De leurs côtés, les outils de navigation vidéoludiques sont conçus, non pas selon la pratique de chaque individu, mais toutefois en fonction d’usages spécifiques (combats, interactions avec des PNJ, découverte d’objets etc.) et d’un but particulier (le jeu lui-même, dans son ensemble). Le terrain d’action du joueur est étudié et produit pour ces mêmes actions, et les outils qui lui sont offerts pour sa navigation sont dès lors optimisés dans l’objectif de construire la cohérence générique du jeu global.

Ainsi, lorsque le jeu Far Cry 2 prend le parti de ne pas afficher la carte du monde sur l’écran du joueur – ce qui l’oblige à tenir une carte ou un GPS dans sa main virtuelle, même en conduisant un véhicule -, les développeurs structurent les difficultés de repère spatial inhérent au gameplay. En effet, le personnage joué est un mercenaire envoyé en Afrique pour éliminer un puissant trafiquant d’arme local. En conséquence, le protagoniste est étranger à l’environnement dans lequel il déambule, et se trouve logiquement conditionné à l’égarement spatial.

A l’inverse, d’autres types de jeux seront nettement plus friands des interfaces « à la Terminator« , en utilisant l’écran du joueur comme support d’informations, « augmentant » ainsi la trajectoire du personnage contrôlé. La carte du monde tient dès lors une place de choix sur l’écran de jeu dans bon nombre de jeux, au même titre que l’indicateur des « points de vie » du personnage.

En effet, ce dispositif permet d’avancer sans embûche dans l’univers joué. Certaines cartes n’affichent que le chemin et la position du personnage en temps réel, d’autres pourront exhiber des éléments clés comme la position des trésors ou des ennemis.
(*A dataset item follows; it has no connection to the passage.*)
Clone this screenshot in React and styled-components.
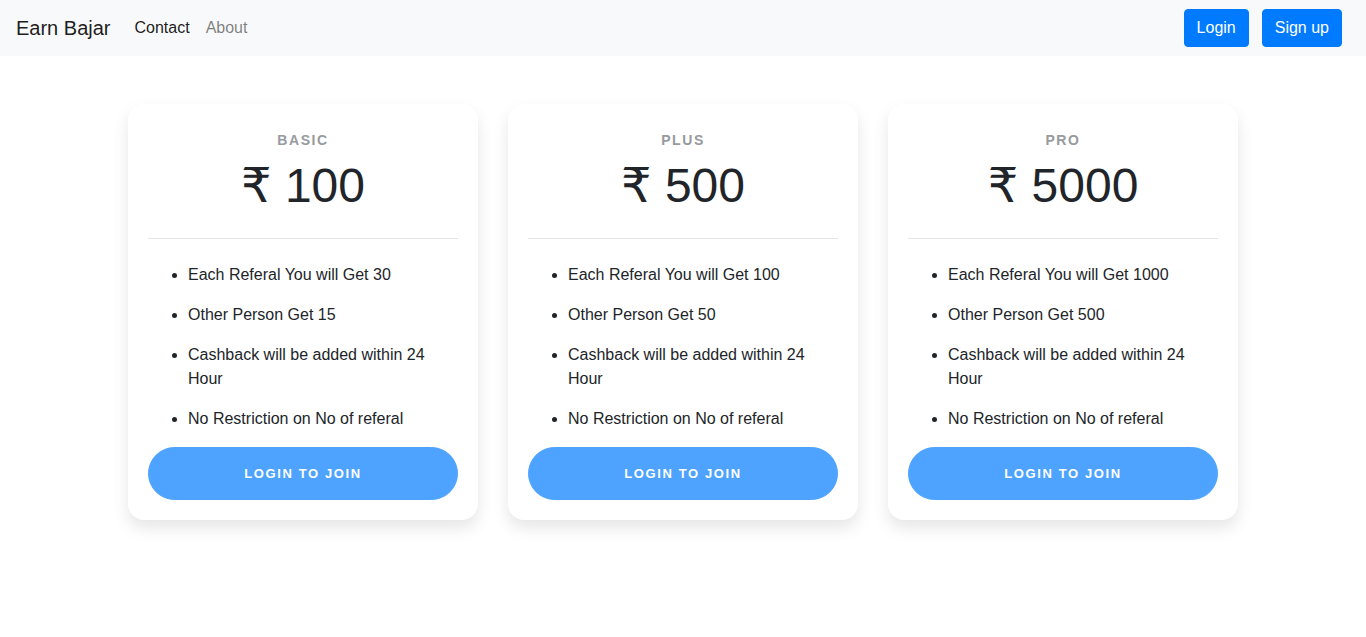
import React from 'react';
import styled, { createGlobalStyle } from 'styled-components';

const GlobalStyle = createGlobalStyle`
  *, *::before, *::after { box-sizing: border-box; }
  body {
    margin: 0;
    background: #fff;
    color: #212529;
    font-family: "Liberation Sans", Arial, sans-serif;
    font-size: 16px;
    line-height: 24px;
  }
`;

const Navbar = styled.nav`
  display: flex;
  align-items: center;
  min-height: 56px;
  padding: 8px 16px;
  background: #f8f9fa;
`;

const Brand = styled.a`
  margin-right: 16px;
  color: rgba(0, 0, 0, 0.9);
  font-size: 20px;
  line-height: 30px;
  text-decoration: none;
`;

const NavList = styled.ul`
  display: flex;
  flex: 1;
  margin: 0;
  padding: 0;
  list-style: none;
`;

const NavLink = styled.a`
  display: block;
  padding: 8px;
  color: ${({ $active }) => ($active ? 'rgba(0, 0, 0, 0.9)' : 'rgba(0, 0, 0, 0.5)')};
  text-decoration: none;
`;

const Actions = styled.div`
  display: flex;
  gap: 13px;
  padding-right: 8px;
`;

const NavButton = styled.button`
  padding: 6px 12px;
  border: 1px solid #007bff;
  border-radius: 4px;
  background: #007bff;
  color: #fff;
  font: inherit;
  cursor: pointer;
`;

const Pricing = styled.main`
  display: grid;
  grid-template-columns: repeat(auto-fit, minmax(280px, 1fr));
  gap: 30px;
  max-width: 1140px;
  margin: 0 auto;
  padding: 48px 15px;
`;

const Card = styled.section`
  display: flex;
  flex-direction: column;
  padding: 20px;
  border-radius: 16px;
  background: #fff;
  box-shadow: 0 8px 16px rgba(0, 0, 0, 0.1);
`;

const PlanName = styled.h2`
  margin: 8px 0;
  color: #979a9e;
  font-size: 14px;
  font-weight: 700;
  line-height: 17px;
  letter-spacing: 0.1rem;
  text-align: center;
  text-transform: uppercase;
`;

const Price = styled.p`
  margin: 0;
  font-size: 48px;
  line-height: 57px;
  text-align: center;
`;

const Currency = styled.span`
  font-family: "DejaVu Sans", sans-serif;
  line-height: 1;
`;

const Divider = styled.hr`
  width: 100%;
  margin: 24px 0;
  border: 0;
  border-top: 1px solid rgba(0, 0, 0, 0.1);
`;

const Features = styled.ul`
  display: flex;
  flex-direction: column;
  gap: 16px;
  margin: 0 0 16px;
  padding-left: 40px;
`;

const JoinButton = styled.button`
  padding: 16px;
  border: 1px solid #4da3ff;
  border-radius: 80px;
  background: #4da3ff;
  color: #fff;
  font-family: inherit;
  font-size: 13px;
  font-weight: 700;
  line-height: 19px;
  letter-spacing: 0.1rem;
  text-transform: uppercase;
  cursor: pointer;
`;

const plans = [
  { name: 'Basic', price: 100, reward: 30, other: 15 },
  { name: 'Plus', price: 500, reward: 100, other: 50 },
  { name: 'Pro', price: 5000, reward: 1000, other: 500 },
];

function PlanCard({ plan }) {
  return (
    <Card>
      <PlanName>{plan.name}</PlanName>
      <Price><Currency>₹</Currency>{` ${plan.price}`}</Price>
      <Divider />
      <Features>
        <li>{`Each Referal You will Get ${plan.reward}`}</li>
        <li>{`Other Person Get ${plan.other}`}</li>
        <li>Cashback will be added within 24 Hour</li>
        <li>No Restriction on No of referal</li>
      </Features>
      <JoinButton type="button">Login to Join</JoinButton>
    </Card>
  );
}

export default function App() {
  return (
    <>
      <GlobalStyle />
      <Navbar>
        <Brand href="#">Earn Bajar</Brand>
        <NavList>
          <li><NavLink href="#contact" $active>Contact</NavLink></li>
          <li><NavLink href="#about">About</NavLink></li>
        </NavList>
        <Actions>
          <NavButton type="button">Login</NavButton>
          <NavButton type="button">Sign up</NavButton>
        </Actions>
      </Navbar>
      <Pricing>
        {plans.map((plan) => <PlanCard key={plan.name} plan={plan} />)}
      </Pricing>
    </>
  );
}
Les jeux Metroid Prime affichent deux types de cartes : celle en haut à gauche repère la position en temps réel des ennemis du secteur ; celle en haut à droite dessine les déplacements du personnage dans un une structure 3D du monde

D’autres jeux offrent la possibilité de visualiser les déplacements du protagoniste de deux manières très différentes. Ainsi, dans le jeu Doom, égérie du genre, le joueur peut d’une part choisir de s’aventurer de façon classique à savoir en vue subjective. L’environnement est alors visualisé de façon réaliste, au rythme de la « marche » et avec les « yeux » du personnage. Mais il est également possible d’activer un autre mode d’exploration : le map screen.  De cette manière, l’écran de jeu devient la carte elle-même, n’indiquant que les déplacements en temps réel du personnage à l’intérieur des cloisons du niveau. Doom représentant au départ l’un des jeux les plus stressants de l’Histoire vidéoludique, ce mode de déplacement constitue une véritable source de stress supplémentaire pour le joueur.
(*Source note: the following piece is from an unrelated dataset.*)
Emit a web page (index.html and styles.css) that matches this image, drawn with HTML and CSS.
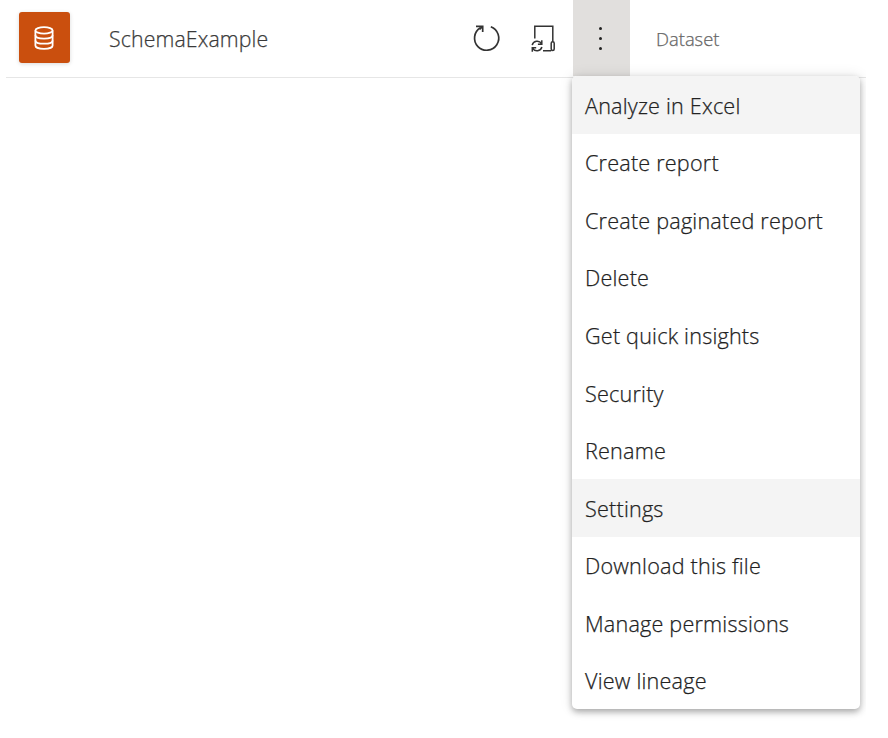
FILE: index.html
```html
<!DOCTYPE html>
<html lang="en">
<head>
<meta charset="utf-8">
<title>SchemaExample</title>
<link rel="stylesheet" href="styles.css">
</head>
<body>
<main class="list">
  <header class="row">
    <div class="tile">
      <svg width="20" height="24" viewBox="0 0 20 24" fill="none" stroke="#fff" stroke-width="1.8">
        <ellipse cx="10" cy="4.4" rx="8.6" ry="3.2"/>
        <path d="M1.4 4.4V19.4C1.4 21.4 5 22.9 10 22.9S18.6 21.4 18.6 19.4V4.4"/>
        <path d="M1.4 9.3C1.4 11.3 5 12.6 10 12.6S18.6 11.3 18.6 9.3M1.4 14.4C1.4 16.4 5 17.7 10 17.7S18.6 16.4 18.6 14.4"/>
      </svg>
    </div>
    <h1 class="name">SchemaExample</h1>
    <button class="action" aria-label="Refresh now">
      <svg width="30" height="30" viewBox="0 0 30 30" fill="none" stroke="#333" stroke-width="1.7">
        <path d="M18.8 3.8A12.1 12.1 0 1 1 8.4 4.8"/>
        <path d="M4 3.3H10.7V9M10.5 3.4L7.6 6.3"/>
      </svg>
    </button>
    <button class="action" aria-label="Schedule refresh">
      <svg width="30" height="30" viewBox="0 0 30 30" fill="none" stroke="#333" stroke-width="1.5">
        <path d="M5.8 15.6V3.3H23.8V18.5M14 27.7H22.2"/>
        <rect x="22.2" y="18.8" width="3" height="8.8" rx="1.5"/>
        <path d="M3.2 22.2C4.2 17.8 10 16.7 12.6 20.6M12.8 17.2V21.2H8.9M12.9 24C11.6 28.4 6 29 3.6 25.3M3.3 28.7V24.8H7.2"/>
      </svg>
    </button>
    <button class="action more" aria-label="More options"><i class="dot"></i><i class="dot"></i><i class="dot"></i></button>
    <span class="type">Dataset</span>
  </header>
  <ul class="menu">
    <li class="item active">Analyze in Excel</li>
    <li class="item">Create report</li>
    <li class="item">Create paginated report</li>
    <li class="item">Delete</li>
    <li class="item">Get quick insights</li>
    <li class="item">Security</li>
    <li class="item">Rename</li>
    <li class="item active">Settings</li>
    <li class="item">Download this file</li>
    <li class="item">Manage permissions</li>
    <li class="item">View lineage</li>
  </ul>
</main>
</body>
</html>
```
FILE: styles.css
```css
* { box-sizing: border-box; }

body {
  margin: 0;
  background: #fff;
  color: #222;
  font-family: "Open Sans", "Noto Sans", sans-serif;
  font-weight: 300;
  -webkit-text-stroke: .25px currentColor;
}

.list {
  position: relative;
  width: 860px;
  height: 738px;
  margin-left: 6px;
  overflow: hidden;
}

.row {
  display: flex;
  height: 78px;
  border-bottom: 1px solid #e6e6e6;
}

.tile {
  display: flex;
  align-items: center;
  justify-content: center;
  width: 51px;
  height: 51px;
  margin: 12px 0 0 13px;
  padding-right: 1px;
  border-radius: 3px;
  background: #ca4f0e;
  box-shadow: 0 1px 4px rgba(0, 0, 0, .15);
}

.name {
  width: 350px;
  margin: 0 0 0 39px;
  color: #3a3a3a;
  font-size: 21.3px;
  font-weight: 300;
  letter-spacing: .12px;
  line-height: 78px;
}

.action {
  display: flex;
  align-items: center;
  justify-content: center;
  width: 57px;
  height: 76px;
  margin: 0;
  padding: 0 1px 0 0;
  border: 0;
  background: none;
}

.more {
  flex-direction: column;
  gap: 7px;
  padding-right: 3px;
  background: #e1dfdd;
}

.dot {
  width: 3px;
  height: 3px;
  border-radius: 50%;
  background: #222;
}

.type {
  margin-left: 26px;
  color: #666;
  font-size: 18.4px;
  line-height: 77px;
}

.menu {
  position: absolute;
  top: 76px;
  left: 566px;
  width: 288px;
  margin: 0;
  padding: 0;
  border-radius: 5px;
  background: #fff;
  box-shadow: 0 3px 6px rgba(0, 0, 0, .3), 0 0 14px rgba(0, 0, 0, .1);
  list-style: none;
}

.item {
  height: 57.58px;
  padding-left: 13px;
  font-size: 21.6px;
  letter-spacing: .2px;
  line-height: 59px;
  white-space: nowrap;
}

.item:first-child {
  height: 57.2px;
  border-radius: 5px 5px 0 0;
}

.active {
  background: #f4f4f4;
  box-shadow: 0 1px 0 #f4f4f4;
}
```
Montage exprimant le sentiment d’insécurité généré par le mode de déplacement en map screen dans Doom

En effet, il se voit avancer à l’aveuglette dans le noir le plus total. Son unique repère efficace demeure son ouïe, comme l’indique le montage cocasse ci-dessus (« Wait, what’s that sound ? »).

Notons la pertinence du procédé ci-présenté dans l’établissement de la cohérence globale du jeu, comme le rappelle un article publié sur Games Radar :

« So, Doom’s scariness established, it would only make sense for Doom’s map to be bloody scary too. And it is. All too often, the video game map is the refuge of the weak and cowardly. The paper or PDA-based shield against all of a game’s stressful horrors. […] But in Doom, the map screen isn’t a safe place you can run away and hide in when it all becomes too much. In Doom, the map screen is even scarier than the main game. Because in Doom, the map screen is a playable, real-time, overhead wire-frame version of the in-game action. A big, empty, black wire-frame version, with none of the detail, none of the clearly visible monsters, but all of the horrible sounds of your impending – or currently occurring – death. »
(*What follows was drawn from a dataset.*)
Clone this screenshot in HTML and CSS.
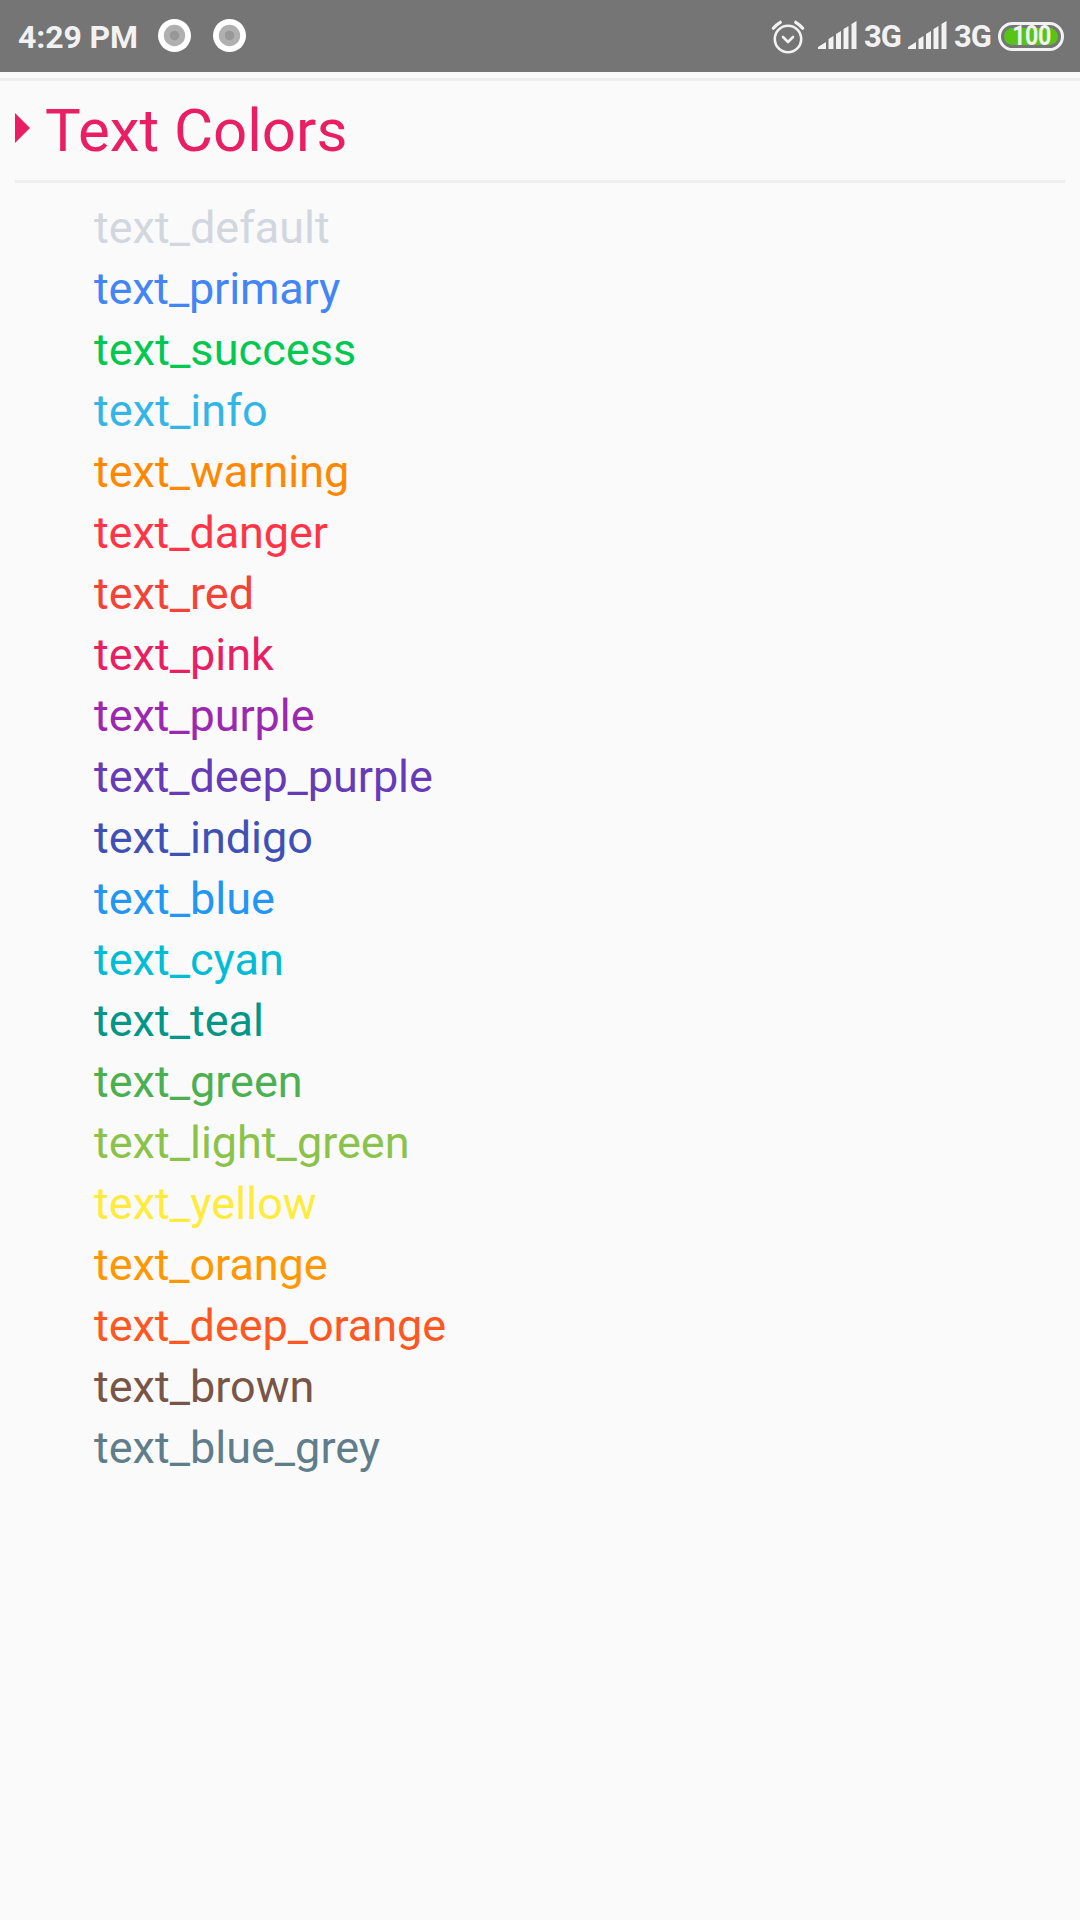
FILE: index.html
```html
<!DOCTYPE html>
<html lang="en">
<head>
<meta charset="utf-8">
<title>Text Colors</title>
<link rel="stylesheet" href="styles.css">
</head>
<body>
<header class="status">
  <span class="time">4:29 PM</span>
  <svg class="dot" viewBox="0 0 33 33"><circle cx="16.500" cy="16.500" r="16.500" fill="#fff"/><circle cx="16.500" cy="16.500" r="10.700" fill="#b0b0b0"/><circle cx="16.500" cy="16.500" r="4.800" fill="#989898"/></svg>
  <svg class="dot second" viewBox="0 0 33 33"><circle cx="16.500" cy="16.500" r="16.500" fill="#fff"/><circle cx="16.500" cy="16.500" r="10.700" fill="#b0b0b0"/><circle cx="16.500" cy="16.500" r="4.800" fill="#989898"/></svg>
  <svg class="alarm" viewBox="0 0 34 34" fill="none" stroke="#f2f2f2" stroke-width="2.6" stroke-linecap="round" stroke-linejoin="round"><circle cx="17" cy="19" r="13.2"/><path d="M12 17l5 5 5-5"/><path d="M2.300 8.200Q5.500 4.500 9.300 2.300M31.700 8.200Q28.500 4.500 24.700 2.300" stroke-width="3.200"/></svg>
  <svg class="signal" viewBox="0 0 39 28" fill="#f2f2f2"><path id="bars" d="M0 28V26L8 21V28ZM10.500 28V18L15.500 15V28ZM18 28V13L23 10V28ZM25.500 28V8L30.500 5V28ZM33.500 28V3L38.500 0V28Z"/></svg>
  <span class="net">3G</span>
  <svg class="signal" viewBox="0 0 39 28" fill="#f2f2f2"><use href="#bars"/></svg>
  <span class="net">3G</span>
  <span class="battery"><span class="level"><span class="percent">100</span></span></span>
</header>
<main>
  <h1><svg class="arrow" viewBox="0 0 15 30"><path d="M0 0 15 15 0 30z" fill="#e91e63"/></svg><span>Text Colors</span></h1>
  <ul>
    <li class="default">text_default</li>
    <li class="primary">text_primary</li>
    <li class="success">text_success</li>
    <li class="info">text_info</li>
    <li class="warning">text_warning</li>
    <li class="danger">text_danger</li>
    <li class="red">text_red</li>
    <li class="pink">text_pink</li>
    <li class="purple">text_purple</li>
    <li class="deep-purple">text_deep_purple</li>
    <li class="indigo">text_indigo</li>
    <li class="blue">text_blue</li>
    <li class="cyan">text_cyan</li>
    <li class="teal">text_teal</li>
    <li class="green">text_green</li>
    <li class="light-green">text_light_green</li>
    <li class="yellow">text_yellow</li>
    <li class="orange">text_orange</li>
    <li class="deep-orange">text_deep_orange</li>
    <li class="brown">text_brown</li>
    <li class="blue-grey">text_blue_grey</li>
  </ul>
</main>
</body>
</html>
```
FILE: styles.css
```css
* { box-sizing: border-box; }
body { margin: 0; height: 1920px; background: #fafafa; font-family: Roboto, sans-serif; }

.status { display: flex; align-items: center; height: 72px; padding: 1px 16px 0 18px; background: #757575; color: #f2f2f2; font-weight: 700; }
.time { width: 140px; font-size: 32px; letter-spacing: -.1px; white-space: nowrap; }
.dot { width: 33px; height: 33px; margin-bottom: 2px; }
.second { margin-left: 22px; margin-right: auto; }
.alarm { width: 34px; height: 34px; margin-right: 13px; }
.signal { width: 39px; height: 28px; margin-bottom: 3px; }
.net { width: 36px; margin: 0 8px 0 7px; font-size: 31px; letter-spacing: -1px; }
.battery { display: flex; width: 66px; height: 29px; padding: 3px; border: 3px solid #f2f2f2; border-radius: 15px; }
.level { display: flex; flex: 1; align-items: center; justify-content: center; border-radius: 10px; background: #56c516; }
.percent { font-size: 27px; line-height: 17px; letter-spacing: -.5px; transform: scaleX(.86); }

main { margin-top: 6px; padding: 0 15px; border-top: 3px solid #eee; }
h1 { display: flex; align-items: center; height: 102px; margin: 0; border-bottom: 3px solid #eee; color: #e91e63; font-size: 60px; font-weight: 400; }
.arrow { width: 15px; height: 30px; margin: 0 15px 6px 0; }

ul { margin: 14px 0 0; padding: 0 0 0 79px; list-style: none; }
li { height: 61px; font-size: 45px; line-height: 61px; }
.default { color: #d2d6df; }
.primary { color: #4285f4; letter-spacing: -.18px; }
.success { color: #00c851; letter-spacing: .08px; }
.info { color: #33b5e5; letter-spacing: .08px; }
.warning { color: #ff8800; }
.danger { color: #ff3547; letter-spacing: -.1px; }
.red { color: #f44336; }
.pink { color: #e91e63; }
.purple { color: #9c27b0; letter-spacing: -.08px; }
.deep-purple { color: #673ab7; letter-spacing: -.08px; }
.indigo { color: #3f51b5; }
.blue { color: #2196f3; }
.cyan { color: #00bcd4; }
.teal { color: #009688; }
.green { color: #4caf50; }
.light-green { color: #8bc34a; }
.yellow { color: #ffeb3b; letter-spacing: .05px; }
.orange { color: #ff9800; letter-spacing: -.08px; }
.deep-orange { color: #ff5722; letter-spacing: -.07px; }
.brown { color: #795548; }
.blue-grey { color: #607d8b; }
```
La ville a toutes les cartes en main

Bref, les outils et interfaces d’aide au déplacement développés dans les jeux vidéo ont tout intérêt à inspirer la cartographie contemporaine.  En effet, le jeu vidéo est le premier et le seul média 99% numérique qui, depuis trois décennies, cultive une réflexion théorique et pratique des interfaces numériques. Dès lors, la carte, en tant qu’interface expérimentée quotidiennement et en pleine mutation digitale, mérite à juste titre de se voir éclairée par les mécaniques offertes par le modèle vidéoludique.

Ainsi, que l’on souhaite optimiser ses déplacements par une navigation multimodale efficace ou que l’on préfère privilégier une flânerie périlleuse, les interfaces de jeu regorgent d’éléments sagaces et mûris. Et si on imitait la carte de Doom, réinventant le sonar, pour améliorer les pérégrinations des personnes à mobilité réduite ? Et si on copiait les mille façons données par le jeu Minecraft pour retrouver son chemin, afin de stimuler nos ballades journalières ? On en est pas encore là mais c’est un premier pas créatif : le tout est de s’éloigner de certaines dérives de l’optimisation cartographique par le numérique, que l’on dénonçait il y a déjà quelques temps.